Martin and I are very grateful to have the opportunity to be here with you today in this special place. We are here not only to visit this wonderful Centre you have built, but also to pay tribute to the work and spirit of Colin and Wendy Parry, who, in the face of the most unimaginable personal loss, chose to refashion their grief into a formidable force for reconciliation and healing.
When shortly after midday on that fateful Saturday, fifteen years ago, two bombs tore through the heart of Warrington, they shattered many, many lives, and extinguished those of the two young boys commemorated here. Two routes were open to the families in their despair and sorrow - the route of anger and hatred and vengeance, or the courageous one depicted by Colin in his remarkable words at Tim's funeral:
"If my son becomes a symbol of peace and gives everyone a new sense of hope after such a tragedy, then that will be Tim's unique achievement".
The Parrys have fashioned that new sense of hope. They championed it and advocated it against, at times, the most awesomely depressing and discouraging of contexts both here and in Ireland. Today I come from an Ireland that is at peace, an Ireland where the old enmities between Unionist and Nationalist, between North and South are melting rapidly and a new culture of good neighbourliness is growing at a reassuringly rapid rate.
The relationship between Ireland and Great Britain has never been better than it is today, characterised as it is by a strong partnership that has driven the Peace Process which is so close to the Parrys' hearts. The Irish poet Yeats once wrote that "peace comes dropping slow". The peace we now enjoy has been built at such an awful cost but built it has been, thanks to those who, despite terrible suffering, have always believed in the capacity of the human person to change, to open up to the once-despised otherness of others, to make friends of strangers, to make good neighbours of old enemies.
George Eliot once noted that,
"the growing good of the world is partly dependent on unhistoric acts, and that things are not so ill with you and me as they might have been is half owing to the number who lived faithfully a hidden life and rest in unvisited tombs."
I am honoured to pay tribute today to the quiet and courageous efforts of that 'hidden' family of individuals and groups, typified by the Foundation for Peace, whose quiet and consistent efforts, grounded in a spirit of reconciliation and convinced of the potential for goodness in our shared humanity, opened the locks of progress and softened once hardened hearts.
It is said that forgiveness does not change the past, but it enlarges the future.
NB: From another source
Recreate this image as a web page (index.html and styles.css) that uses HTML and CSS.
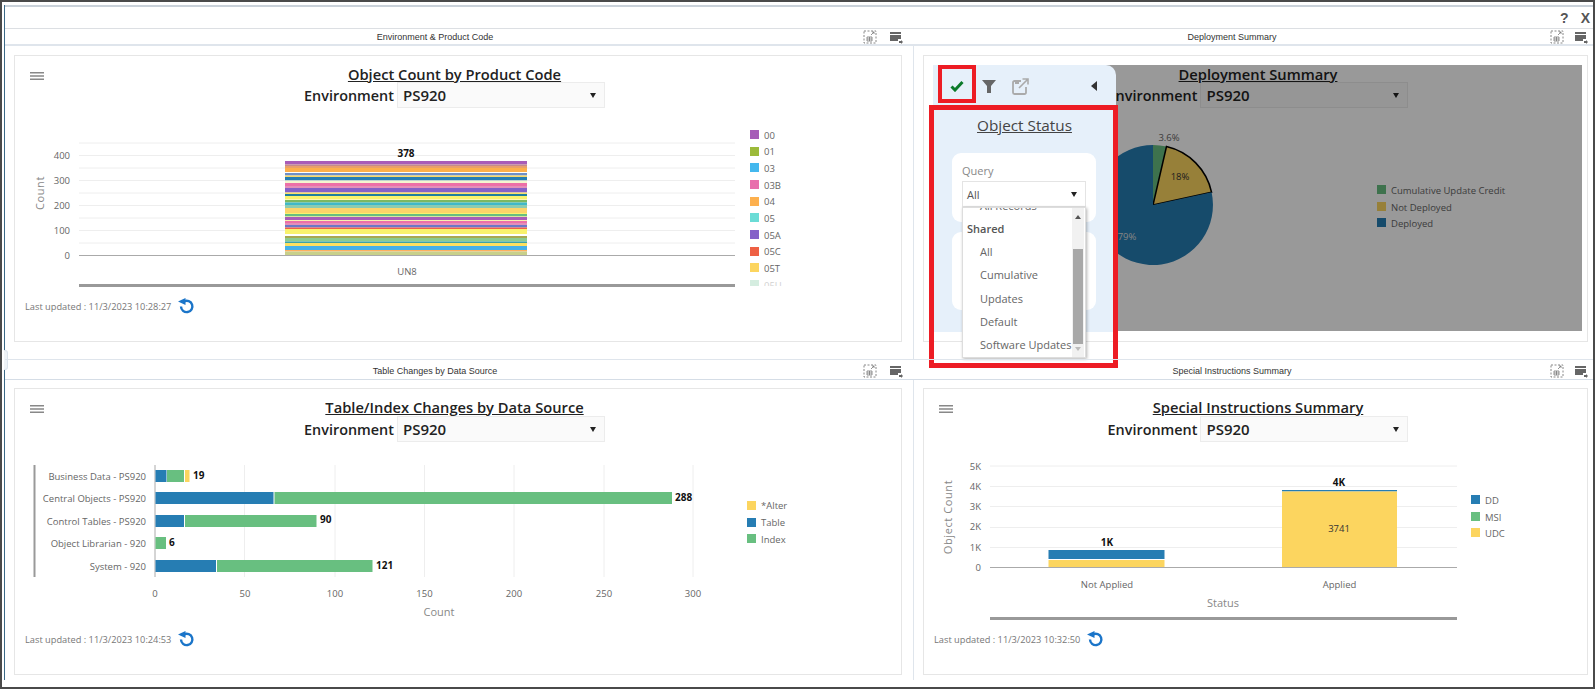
FILE: index.html
```html
<!DOCTYPE html>
<html lang="en">
<head>
<meta charset="utf-8">
<title>Dashboard</title>
<link rel="stylesheet" href="styles.css">
</head>
<body>
<div class="frame">
  <div class="inner">
    <div class="topbar"><span class="help">?</span><span class="close">X</span></div>
    <div class="splitter"></div>
    <div class="panels">

      <section class="panel panel-top col-left">
        <header class="panel-head">
          <span class="panel-name">Environment &amp; Product Code</span>
          <svg class="ic-a" width="14" height="14" viewBox="0 0 14 14"><path class="dash" d="M1 1h12v12H1z"/><path class="gridi" d="M4 7h5v4H4zM6.500 7v4M4 9h5"/><path class="gridi" d="M8 5l3-3M9 2h2v2"/></svg>
          <svg class="ic-b" width="13" height="12" viewBox="0 0 13 12"><path class="solid" d="M0 0h11v2H0zM0 3h11v4H8v2H0z"/><path class="solid" d="M9 9h2V8l2 2-2 2v-1H9z"/></svg>
        </header>
        <div class="panel-body body-left">
          <div class="card">
            <svg class="burger" width="14" height="8" viewBox="0 0 14 8"><path d="M0 0h14v1.500H0zM0 3.200h14v1.500H0zM0 6.500h14V8H0z"/></svg>
            <h2 class="title shift-left">Object Count by Product Code</h2>
            <div class="envrow shift-left"><span class="envlabel">Environment</span><div class="envsel"><span>PS920</span><i class="caret"></i></div></div>
            <svg class="chart" width="886" height="186" viewBox="15 112 886 186">
              <defs><clipPath id="legclip"><rect x="740" y="125" width="60" height="161"/></clipPath></defs>
              <g class="gl"><path d="M79 143H735M79 155.500H735M79 168H735M79 180.500H735M79 193H735M79 205.500H735M79 218H735M79 230.500H735M79 243H735"/></g>
              <text class="t end" x="70" y="159">400</text><text class="t end" x="70" y="184">300</text><text class="t end" x="70" y="209">200</text><text class="t end" x="70" y="234">100</text><text class="t end" x="70" y="259">0</text>
              <text class="axt mid" transform="translate(44 193) rotate(-90)">Count</text>
              <g>
                <rect x="285" y="161" width="242" height="3.500" fill="#a85cb8"/><rect x="285" y="164.500" width="242" height="1.500" fill="#c58a8a"/><rect x="285" y="166" width="242" height="2" fill="#e8a06a"/><rect x="285" y="168" width="242" height="4" fill="#fdaf4b"/><rect x="285" y="173" width="242" height="2.500" fill="#6f8fc8"/><rect x="285" y="175.500" width="242" height="1.500" fill="#f8d86a"/><rect x="285" y="177" width="242" height="3.500" fill="#267db3"/><rect x="285" y="180.500" width="242" height="2.500" fill="#f5f5d0"/><rect x="285" y="183" width="242" height="3" fill="#ed6fa8"/><rect x="285" y="186" width="242" height="2" fill="#e48fb8"/><rect x="285" y="188" width="242" height="4.500" fill="#8561c8"/><rect x="285" y="192.500" width="242" height="1.500" fill="#f9e06a"/><rect x="285" y="194" width="242" height="2" fill="#1d7f9f"/><rect x="285" y="196" width="242" height="3.500" fill="#f9f26d"/><rect x="285" y="200" width="242" height="2.500" fill="#7cb860"/><rect x="285" y="202.500" width="242" height="2.500" fill="#3fb8c8"/><rect x="285" y="205" width="242" height="3" fill="#8ccbb0"/><rect x="285" y="208" width="242" height="5" fill="#fcd46a"/><rect x="285" y="213" width="242" height="1" fill="#f9f26d"/><rect x="285" y="214" width="242" height="2.500" fill="#68bf80"/><rect x="285" y="216.500" width="242" height=".5" fill="#f8f080"/><rect x="285" y="217" width="242" height="3" fill="#a85cb8"/><rect x="285" y="220" width="242" height="1" fill="#f8f0b0"/><rect x="285" y="221" width="242" height="2" fill="#ed6fa8"/><rect x="285" y="223" width="242" height="2" fill="#e48fb8"/><rect x="285" y="225" width="242" height="2.500" fill="#6a78c8"/><rect x="285" y="227.500" width="242" height="1.500" fill="#f0604a"/><rect x="285" y="229" width="242" height="5" fill="#f9f26d"/><rect x="285" y="236" width="242" height="2" fill="#a8a850"/><rect x="285" y="238" width="242" height="3.500" fill="#8ccb90"/><rect x="285" y="241.500" width="242" height="1.500" fill="#3aa3a8"/><rect x="285" y="243" width="242" height="3" fill="#fde060"/><rect x="285" y="246" width="242" height="4" fill="#45b0e8"/><rect x="285" y="250" width="242" height="1.500" fill="#fdb060"/><rect x="285" y="251.500" width="242" height="3.500" fill="#c8d08a"/>
              </g>
              <path class="axis" d="M79 255.500H735"/>
              <rect class="thick" x="79" y="284" width="656" height="3"/>
              <text class="v mid" x="406" y="157">378</text>
              <text class="t mid" x="407" y="275">UN8</text>
              <g clip-path="url(#legclip)">
                <rect x="750" y="130" width="9" height="9" fill="#a65cb7"/><text class="t" x="764" y="139">00</text>
                <rect x="750" y="147" width="9" height="9" fill="#9cba3a"/><text class="t" x="764" y="155">01</text>
                <rect x="750" y="163" width="9" height="9" fill="#44b8ee"/><text class="t" x="764" y="172">03</text>
                <rect x="750" y="180" width="9" height="9" fill="#e86fac"/><text class="t" x="764" y="189">03B</text>
                <rect x="750" y="197" width="9" height="9" fill="#fdb04e"/><text class="t" x="764" y="205">04</text>
                <rect x="750" y="213" width="9" height="9" fill="#6bdcd6"/><text class="t" x="764" y="222">05</text>
                <rect x="750" y="230" width="9" height="9" fill="#8561c8"/><text class="t" x="764" y="239">05A</text>
                <rect x="750" y="247" width="9" height="9" fill="#ee6044"/><text class="t" x="764" y="255">05C</text>
                <rect x="750" y="263" width="9" height="9" fill="#fcd55f"/><text class="t" x="764" y="272">05T</text>
                <rect x="750" y="280" width="9" height="9" fill="#d5ede0"/><text class="t faint" x="764" y="289">05U</text>
              </g>
            </svg>
            <div class="updated"><span>Last updated : 11/3/2023 10:28:27</span><svg class="refresh" width="18" height="16" viewBox="0 0 18 16"><path d="M7 3.400A5.700 5.700 0 1 1 4 8.500"/><path class="head" d="M8.500 0v7L1 3.500z"/></svg></div>
          </div>
        </div>
      </section>

      <section class="panel panel-top col-right">
        <header class="panel-head">
          <span class="panel-name">Deployment Summary</span>
          <svg class="ic-a" width="14" height="14" viewBox="0 0 14 14"><path class="dash" d="M1 1h12v12H1z"/><path class="gridi" d="M4 7h5v4H4zM6.500 7v4M4 9h5"/><path class="gridi" d="M8 5l3-3M9 2h2v2"/></svg>
          <svg class="ic-b" width="13" height="12" viewBox="0 0 13 12"><path class="solid" d="M0 0h11v2H0zM0 3h11v4H8v2H0z"/><path class="solid" d="M9 9h2V8l2 2-2 2v-1H9z"/></svg>
        </header>
        <div class="panel-body body-right">
          <div class="card">
            <h2 class="title shift-right">Deployment Summary</h2>
            <div class="envrow shift-right"><span class="envlabel">Environment</span><div class="envsel"><span>PS920</span><i class="caret"></i></div></div>
            <svg class="chart" width="663" height="186" viewBox="924 112 663 186">
              <path d="M1153 205V145A60 60 0 0 1 1166.500 146.500Z" fill="#68bf80"/>
              <path d="M1153 205L1166.500 146.500A60 60 0 0 1 1211.600 192.300Z" fill="#fcd55f" stroke="#000" stroke-width="1.500"/>
              <path d="M1153 205L1211.600 192.300A60 60 0 1 1 1153 145Z" fill="#267db3"/>
              <text class="t mid" x="1169" y="141">3.6%</text>
              <text class="t mid dark" x="1180" y="180">18%</text>
              <text class="t mid lite" x="1127" y="240">79%</text>
              <rect x="1377" y="185" width="9" height="9" fill="#68bf80"/><text class="t" x="1391" y="194">Cumulative Update Credit</text>
              <rect x="1377" y="202" width="9" height="9" fill="#fcd55f"/><text class="t" x="1391" y="211">Not Deployed</text>
              <rect x="1377" y="218" width="9" height="9" fill="#267db3"/><text class="t" x="1391" y="227">Deployed</text>
            </svg>
            <div class="overlay"></div>
            <aside class="popup">
              <div class="pop-tools">
                <svg class="ic-check" width="14" height="12" viewBox="0 0 14 12"><path d="M1.500 6.500L5 10 12.500 2"/></svg>
                <svg class="ic-filter" width="14" height="13" viewBox="0 0 14 13"><path d="M0 0h14L9 6v7H5V6z"/></svg>
                <svg class="ic-ext" width="17" height="17" viewBox="0 0 17 17"><path class="ext-box" d="M9 3H2.500A1.500 1.500 0 0 0 1 4.500v10A1.500 1.500 0 0 0 2.500 16h10a1.500 1.500 0 0 0 1.500-1.500V9"/><path class="ext-arrow" d="M7 10L15.500 1.500M10.500 1H16v5.500"/><path class="ext-fill" d="M3 4h4v2H3z"/></svg>
                <i class="collapse"></i>
              </div>
              <h3 class="pop-title">Object Status</h3>
              <div class="pop-card pop-card-a">
                <div class="pop-label">Query</div>
                <div class="pop-select"><span>All</span><i class="caret"></i></div>
              </div>
              <div class="pop-card pop-card-b"></div>
              <div class="dropdown">
                <ul class="dd-list">
                  <li class="dd-item">All Records</li>
                  <li class="dd-group">Shared</li>
                  <li class="dd-item">All</li>
                  <li class="dd-item">Cumulative</li>
                  <li class="dd-item">Updates</li>
                  <li class="dd-item">Default</li>
                  <li class="dd-item">Software Updates</li>
                </ul>
                <div class="scroll"><i class="up"></i><b class="thumb"></b><i class="down"></i></div>
              </div>
            </aside>
            <div class="mark mark-check"></div>
            <div class="mark mark-drop"></div>
          </div>
        </div>
      </section>

      <section class="panel panel-low col-left">
        <header class="panel-head">
          <span class="panel-name">Table Changes by Data Source</span>
          <svg class="ic-a" width="14" height="14" viewBox="0 0 14 14"><path class="dash" d="M1 1h12v12H1z"/><path class="gridi" d="M4 7h5v4H4zM6.500 7v4M4 9h5"/><path class="gridi" d="M8 5l3-3M9 2h2v2"/></svg>
          <svg class="ic-b" width="13" height="12" viewBox="0 0 13 12"><path class="solid" d="M0 0h11v2H0zM0 3h11v4H8v2H0z"/><path class="solid" d="M9 9h2V8l2 2-2 2v-1H9z"/></svg>
        </header>
        <div class="panel-body body-left">
          <div class="card">
            <svg class="burger" width="14" height="8" viewBox="0 0 14 8"><path d="M0 0h14v1.500H0zM0 3.200h14v1.500H0zM0 6.500h14V8H0z"/></svg>
            <h2 class="title shift-left">Table/Index Changes by Data Source</h2>
            <div class="envrow shift-left"><span class="envlabel">Environment</span><div class="envsel"><span>PS920</span><i class="caret"></i></div></div>
            <svg class="chart" width="886" height="185" viewBox="15 446 886 185">
              <g class="gl"><path d="M244.500 465V577M335 465V577M424.500 465V577M514 465V577M604 465V577M693 465V577"/></g>
              <rect class="thick" x="33.500" y="465" width="2" height="112"/>
              <path class="axis" d="M155 465V577"/>
              <text class="t end" x="146" y="480">Business Data - PS920</text>
              <text class="t end" x="146" y="502">Central Objects - PS920</text>
              <text class="t end" x="146" y="525">Control Tables - PS920</text>
              <text class="t end" x="146" y="547">Object Librarian - 920</text>
              <text class="t end" x="146" y="570">System - 920</text>
              <rect x="155.500" y="470" width="11" height="12" fill="#267db3"/><rect x="167" y="470" width="17" height="12" fill="#68bf80"/><rect x="185" y="470" width="4.500" height="12" fill="#fcd55f"/>
              <rect x="155.500" y="492" width="118" height="12" fill="#267db3"/><rect x="274.500" y="492" width="397.500" height="12" fill="#68bf80"/>
              <rect x="155.500" y="515" width="28.500" height="12" fill="#267db3"/><rect x="185" y="515" width="131.500" height="12" fill="#68bf80"/>
              <rect x="155.500" y="537" width="10.500" height="12" fill="#68bf80"/>
              <rect x="155.500" y="560" width="60.500" height="12" fill="#267db3"/><rect x="217" y="560" width="155.500" height="12" fill="#68bf80"/>
              <text class="v" x="193" y="479">19</text><text class="v" x="675" y="501">288</text><text class="v" x="320" y="523">90</text><text class="v" x="169" y="546">6</text><text class="v" x="376" y="569">121</text>
              <text class="t mid" x="155" y="597">0</text><text class="t mid" x="245" y="597">50</text><text class="t mid" x="335" y="597">100</text><text class="t mid" x="424.500" y="597">150</text><text class="t mid" x="514" y="597">200</text><text class="t mid" x="604" y="597">250</text><text class="t mid" x="693" y="597">300</text>
              <text class="axt2 mid" x="439" y="616">Count</text>
              <rect x="747" y="501" width="9" height="9" fill="#fcd55f"/><text class="t" x="761" y="509">*Alter</text>
              <rect x="747" y="518" width="9" height="9" fill="#267db3"/><text class="t" x="761" y="526">Table</text>
              <rect x="747" y="534" width="9" height="9" fill="#68bf80"/><text class="t" x="761" y="543">Index</text>
            </svg>
            <div class="updated"><span>Last updated : 11/3/2023 10:24:53</span><svg class="refresh" width="18" height="16" viewBox="0 0 18 16"><path d="M7 3.400A5.700 5.700 0 1 1 4 8.500"/><path class="head" d="M8.500 0v7L1 3.500z"/></svg></div>
          </div>
        </div>
      </section>

      <section class="panel panel-low col-right">
        <header class="panel-head">
          <span class="panel-name">Special Instructions Summary</span>
          <svg class="ic-a" width="14" height="14" viewBox="0 0 14 14"><path class="dash" d="M1 1h12v12H1z"/><path class="gridi" d="M4 7h5v4H4zM6.500 7v4M4 9h5"/><path class="gridi" d="M8 5l3-3M9 2h2v2"/></svg>
          <svg class="ic-b" width="13" height="12" viewBox="0 0 13 12"><path class="solid" d="M0 0h11v2H0zM0 3h11v4H8v2H0z"/><path class="solid" d="M9 9h2V8l2 2-2 2v-1H9z"/></svg>
        </header>
        <div class="panel-body body-right">
          <div class="card">
            <svg class="burger" width="14" height="8" viewBox="0 0 14 8"><path d="M0 0h14v1.500H0zM0 3.200h14v1.500H0zM0 6.500h14V8H0z"/></svg>
            <h2 class="title shift-right">Special Instructions Summary</h2>
            <div class="envrow shift-right"><span class="envlabel">Environment</span><div class="envsel"><span>PS920</span><i class="caret"></i></div></div>
            <svg class="chart" width="663" height="185" viewBox="924 446 663 185">
              <g class="gl"><path d="M990 466H1457M990 486.500H1457M990 506.500H1457M990 527.500H1457M990 547.500H1457"/></g>
              <text class="t end" x="981" y="470">5K</text><text class="t end" x="981" y="490">4K</text><text class="t end" x="981" y="510">3K</text><text class="t end" x="981" y="530">2K</text><text class="t end" x="981" y="551">1K</text><text class="t end" x="981" y="571">0</text>
              <text class="axt mid" transform="translate(952 517) rotate(-90)">Object Count</text>
              <rect x="1048.500" y="550" width="116" height="9" fill="#267db3"/><rect x="1048.500" y="560" width="116" height="7" fill="#fcd55f"/>
              <rect x="1282" y="490" width="115" height="1.500" fill="#267db3"/><rect x="1282" y="491.500" width="115" height="75.500" fill="#fcd55f"/>
              <path class="axis" d="M990 567.500H1457"/>
              <text class="v mid" x="1107" y="546">1K</text><text class="v mid" x="1339" y="486">4K</text>
              <text class="t mid dark" x="1339" y="532">3741</text>
              <text class="t mid" x="1107" y="588">Not Applied</text><text class="t mid" x="1339.500" y="588">Applied</text>
              <text class="axt2 mid" x="1223" y="607">Status</text>
              <rect class="thick" x="990" y="617" width="467" height="3"/>
              <rect x="1471" y="495" width="9" height="9" fill="#267db3"/><text class="t" x="1485" y="504">DD</text>
              <rect x="1471" y="512" width="9" height="9" fill="#68bf80"/><text class="t" x="1485" y="521">MSI</text>
              <rect x="1471" y="528" width="9" height="9" fill="#fcd55f"/><text class="t" x="1485" y="537">UDC</text>
            </svg>
            <div class="updated"><span>Last updated : 11/3/2023 10:32:50</span><svg class="refresh" width="18" height="16" viewBox="0 0 18 16"><path d="M7 3.400A5.700 5.700 0 1 1 4 8.500"/><path class="head" d="M8.500 0v7L1 3.500z"/></svg></div>
          </div>
        </div>
      </section>

    </div>
  </div>
</div>
</body>
</html>
```
FILE: styles.css
```css
* { box-sizing: border-box; }
html, body { margin: 0; padding: 0; background: #fff; overflow: hidden; }
body { font-family: "Open Sans", "Liberation Sans", sans-serif; }

.frame {
  width: 1595px;
  height: 689px;
  border: 2px solid #4a4a4a;
  padding: 3px 0 7px 2px;
  background: #fff;
}
.inner {
  position: relative;
  height: 100%;
  display: flex;
  flex-direction: column;
  border-left: 1px solid #3c6a88;
}
.topbar {
  height: 24px;
  flex: none;
  border-top: 2px solid #c9d1d9;
  border-bottom: 1px solid #dcdfe3;
  display: flex;
  justify-content: flex-end;
  align-items: center;
  gap: 12px;
  padding-right: 3px;
  font-family: "Liberation Sans", sans-serif;
  font-weight: 700;
  font-size: 14px;
  color: #555;
}
.splitter {
  position: absolute;
  left: -1px;
  top: 345px;
  width: 4px;
  height: 20px;
  background: #eef2f6;
  border: 1px solid #dbe3ec;
  border-left: 0;
  border-radius: 0 3px 3px 0;
}
.panels {
  flex: 1;
  display: grid;
  grid-template-columns: 908px 680px;
  grid-template-rows: 330px 1fr;
}
.panel { display: flex; flex-direction: column; min-height: 0; }
.panel-head {
  position: relative;
  flex: none;
  display: flex;
  align-items: center;
  justify-content: center;
}
.panel-top .panel-head { height: 17px; border-bottom: 2px solid #dfe5ec; }
.panel-low .panel-head { height: 21px; border-top: 1px solid #dfe5ec; border-bottom: 1px solid #d5dde6; padding-top: 3px; }
.col-left .panel-head { padding-right: 48px; }
.col-right .panel-head { padding-right: 42px; }
.panel-name {
  font-family: "Liberation Sans", sans-serif;
  font-size: 9px;
  color: #333;
}
.ic-a, .ic-b { position: absolute; }
.ic-a { top: 1px; }
.ic-b { top: 3px; }
.panel-low .ic-a { top: 4px; }
.panel-low .ic-b { top: 6px; }
.col-left .ic-a { right: 36px; }
.col-left .ic-b { right: 10px; }
.col-right .ic-a { right: 29px; }
.col-right .ic-b { right: 5px; }
.dash { fill: none; stroke: #888; stroke-width: 1; stroke-dasharray: 2 1.500; }
.gridi { fill: none; stroke: #777; stroke-width: .8; }
.solid { fill: #666; }

.panel-body { flex: 1; display: flex; min-height: 0; }
.panel-top .panel-body { padding-top: 9px; padding-bottom: 17px; }
.panel-low .panel-body { padding-top: 8px; padding-bottom: 5px; }
.body-left { padding-left: 9px; padding-right: 11px; }
.body-right { padding-left: 9px; padding-right: 5px; border-left: 1px solid #dfe5ec; }

.card {
  position: relative;
  flex: 1;
  min-width: 0;
  border: 1px solid #e6e6e6;
  background: #fff;
  padding-top: 10px;
}

.burger { position: absolute; left: 15px; top: 16px; fill: #888; }
.title {
  position: relative;
  margin: 0;
  font-size: 14.700px;
  line-height: 16px;
  font-weight: 600;
  color: #222;
  text-align: center;
  text-decoration: underline;
}
.envrow {
  margin-top: 1px;
  height: 26px;
  margin-bottom: 4px;
  display: flex;
  justify-content: center;
  align-items: center;
  gap: 3px;
}
.panel-top .envrow { margin-top: 0; }
.shift-left { padding-right: 7px; }
.shift-right { padding-left: 5px; }
.envlabel { font-size: 14.400px; font-weight: 600; color: #222; }
.envsel {
  width: 208px;
  height: 26px;
  display: flex;
  align-items: center;
  justify-content: space-between;
  padding: 0 8px 0 5px;
  background: #fafafa;
  border: 1px solid #ececec;
  font-size: 15px;
  font-weight: 600;
  color: #222;
}
.caret {
  width: 0;
  height: 0;
  border: solid transparent;
  border-width: 5px 3.500px 0;
  border-top-color: #222;
}
.chart { display: block; }
.chart text { font-family: "Open Sans", "Liberation Sans", sans-serif; }
.t { font-size: 9.500px; fill: #666; }
.end { text-anchor: end; }
.mid { text-anchor: middle; }
.v { font-size: 10px; font-weight: 700; fill: #111; }
.axt { font-size: 11px; fill: #888; letter-spacing: .6px; }
.axt2 { font-size: 11px; fill: #888; }
.faint { opacity: .3; }
.dark { fill: #333; }
.lite { fill: #ddd; }
.gl path { fill: none; stroke: #eeeeee; stroke-width: 1; }
.axis { fill: none; stroke: #aaa; stroke-width: 1; }
.thick { fill: #999; }

.updated {
  height: 16px;
  display: flex;
  align-items: center;
  gap: 6px;
  padding-left: 10px;
  font-size: 9.250px;
  color: #777;
}
.refresh { fill: none; }
.refresh path { stroke: #1b75c9; stroke-width: 2.400; fill: none; }
.refresh .head { fill: #1b75c9; stroke: none; }

.overlay {
  position: absolute;
  left: 9px;
  top: 9px;
  right: 5px;
  bottom: 10px;
  background: rgba(0, 0, 0, .4);
}
.popup {
  position: absolute;
  left: 9px;
  top: 9px;
  width: 183px;
  height: 267px;
  background: #e6f0fa;
  border-radius: 0 10px 4px 0;
}
.pop-tools {
  height: 40px;
  display: flex;
  align-items: center;
  padding: 2px 19px 0 17px;
}
.ic-check path { fill: none; stroke: #0b7a2a; stroke-width: 3; }
.ic-filter { margin-left: 18px; fill: #666; }
.ic-ext { margin-left: 16px; }
.ext-box { fill: none; stroke: #aaa; stroke-width: 1.800; }
.ext-arrow { fill: none; stroke: #aaa; stroke-width: 1.600; }
.ext-fill { fill: #aaa; }
.collapse {
  margin-left: auto;
  width: 0;
  height: 0;
  border: solid transparent;
  border-width: 5px 6px 5px 0;
  border-right-color: #333;
}
.pop-title {
  margin: 8px 0 0;
  font-size: 15.300px;
  line-height: 24px;
  font-weight: 400;
  color: #444;
  text-align: center;
  text-decoration: underline;
}
.pop-card {
  margin-left: 19px;
  width: 144px;
  background: #fff;
  border-radius: 9px;
}
.pop-card-a { margin-top: 16px; height: 69px; padding: 10px 10px 0; }
.pop-card-b { margin-top: 10px; height: 78px; }
.pop-label { font-size: 11px; line-height: 16px; color: #888; }
.pop-select {
  margin-top: 2px;
  height: 26px;
  display: flex;
  align-items: center;
  justify-content: space-between;
  padding: 0 8px 0 4px;
  background: #fff;
  border: 1px solid #e4e4e4;
  font-size: 11px;
  color: #555;
}
.dropdown {
  position: absolute;
  left: 29px;
  top: 142px;
  width: 124px;
  height: 151px;
  background: #fff;
  border: 1px solid #ddd;
  box-shadow: 1px 1px 3px rgba(0, 0, 0, .3);
  overflow: hidden;
}
.dd-list {
  list-style: none;
  margin: -14.500px 0 0;
  padding: 0;
  font-size: 11px;
  color: #666;
}
.dd-item { height: 23.300px; line-height: 23.300px; padding-left: 17px; white-space: nowrap; }
.dd-group { height: 23.300px; line-height: 23.300px; padding-left: 4px; font-weight: 600; color: #555; }
.scroll {
  position: absolute;
  right: 1px;
  top: 0;
  bottom: 0;
  width: 12px;
  background: #f1f1f1;
}
.thumb {
  position: absolute;
  left: 1px;
  right: 1px;
  top: 41px;
  height: 95px;
  background: #a8a8a8;
}
.up, .down {
  position: absolute;
  left: 3px;
  width: 0;
  height: 0;
  border: solid transparent;
  border-width: 0 3px 4px;
}
.up { top: 7px; border-bottom-color: #555; }
.down { bottom: 6px; border-width: 4px 3px 0; border-top-color: #bbb; }

.mark { position: absolute; border-style: solid; border-color: #ed1c24; }
.mark-check { left: 14px; top: 9px; width: 38px; height: 38px; border-width: 4px; }
.mark-drop { left: 5px; top: 49px; width: 189px; height: 263px; border-width: 5px; }
```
The 20,000 young people who have participated in your programmes, exchanges and projects are the building blocks of that enlarged future. Generations of lives have been diminished by contempt, distrust and fear. The toxic spores have been carried in human hearts and attitudes from one decade to the next and we have all reaped a bitter, bitter harvest.
We hope that the worst of that harvest has now been gathered and that the land now waiting to be reseeded will be seeded with the kind of attitudes and values that build us up humanly, that conduce to justice, to compassion, to an unshakeable commitment to peace. That is the only monument worthy of those who died or were injured or who live with grievous absence and loss day in and day out.
In this tenth anniversary year of the Good Friday Agreement we can see its remarkable potential reveal itself in the building of a new culture of consensus. You had a hand in that, a strong guiding hand. You were the hands and heart of love's work, the work of two innocent and lovely children whose physical absence has become a resounding and powerful spiritual and moral presence. You have quite simply helped to work a miracle - one that will allow generations of children to grow up in friendship and in mutual respect and above all in peace.
I would like to express my gratitude - all our gratitude - to those of you here who generously support and encourage Colin and Wendy, and the staff and volunteers of the Centre, in the valuable work that they do. You can take pride in the knowledge that your work, your message - Tim's and Johnathan's legacy - resonate far beyond this part of Britain, and that our world is learning to be a better place because of what you do here.